A taste of honey? NO, a taste of tritium! Only tritium is odorless, colorless, and tasteless!

I haven’t seen Spidey 2 yet (we did waste our time a few days ago with Godzilla, though) but the NRC acts like tritium exit signs are useful, and claims that there are an estimated 2 million of them in use in the U.S.A. right now.  In fact, such signs are an absolutely absurd use of tritium, which is not nearly as safe as the NRC says.  They keep calling tritium “low energy” but that actually makes it worse when measured (as it usually is) as total energy dump into a body or organ.

The reason this is so is that beta particles do nearly all their damage at the end of their track.  Prior to that, they whiz by things too fast to seriously disrupt them (remember, for a charged particle (in this case, a beta particle with a single electron volt negative charge) to have an effect on another charged particle (for instance, a molecule it is flying past at nearly the speed of light) requires…. wait for it… time!  (get it? Time, wait, etc.?)

The net effect of this is that nearly all the damage is done when it’s going slow enough to be around something long enough to have a significant effect on that thing.  So tritium being a “low energy beta emission” makes it vastly MORE dangerous if the measuring stick is total energy released.  If the measuring yardstick were Becquerels, that would be more appropriate, at least for internal beta particle releases.  But tritium’s harm is generally measured in Grays or Sv or something that ignores the fact that for the same energy dump — the same Gray or Sv — you might absorb 100 tritium releases, or ONE release of something with a more powerful beta particle (specifically, 100 times more powerful).  The more powerful beta release does not do 100 times more damage!  It’s more like the other way around.

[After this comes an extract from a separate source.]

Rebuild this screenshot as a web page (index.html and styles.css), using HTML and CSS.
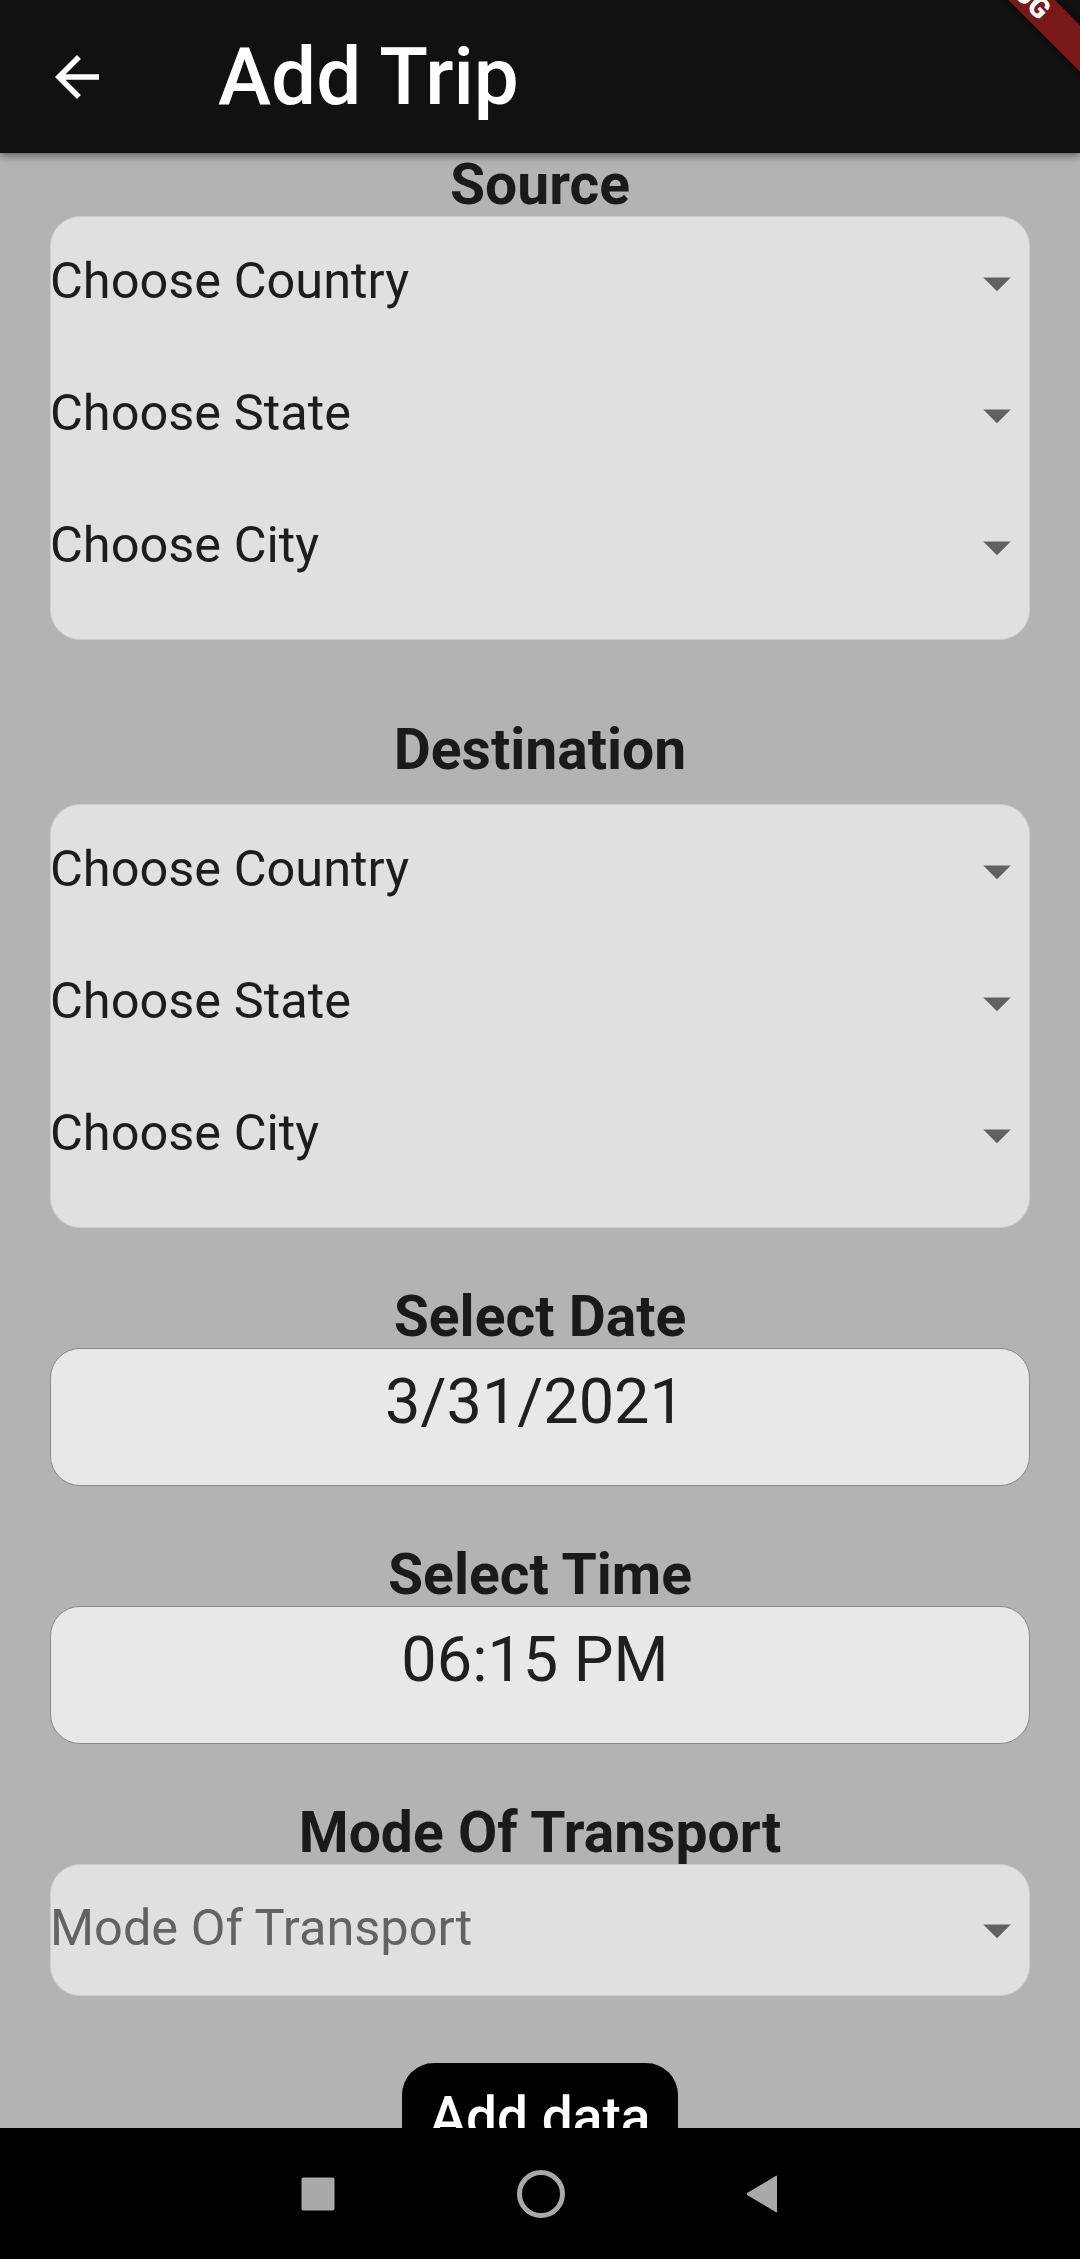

Of course it’s counterintuitive that the very thing the nuke industry tries to say makes tritium virtually harmless — namely, that it is a very low-energy beta release, as beta releases go — is, in fact, the thing that makes it particularly troublesome since nearly all estimates of radiation damage are based on TOTAL energy absorbed: Grays, Rem, Rad, Sv and many other measuring methods (1 Gray = 1 joule of energy dumped per Kg, for example).

In an Internet search today for the total quantity of tritium (I think the total amount of natural tritium might be about 25 lbs, the figure reportedly mentioned in Spiderman II), I found that Tufts University recognizes that tritium exit signs are ridiculous and forbids them (see below).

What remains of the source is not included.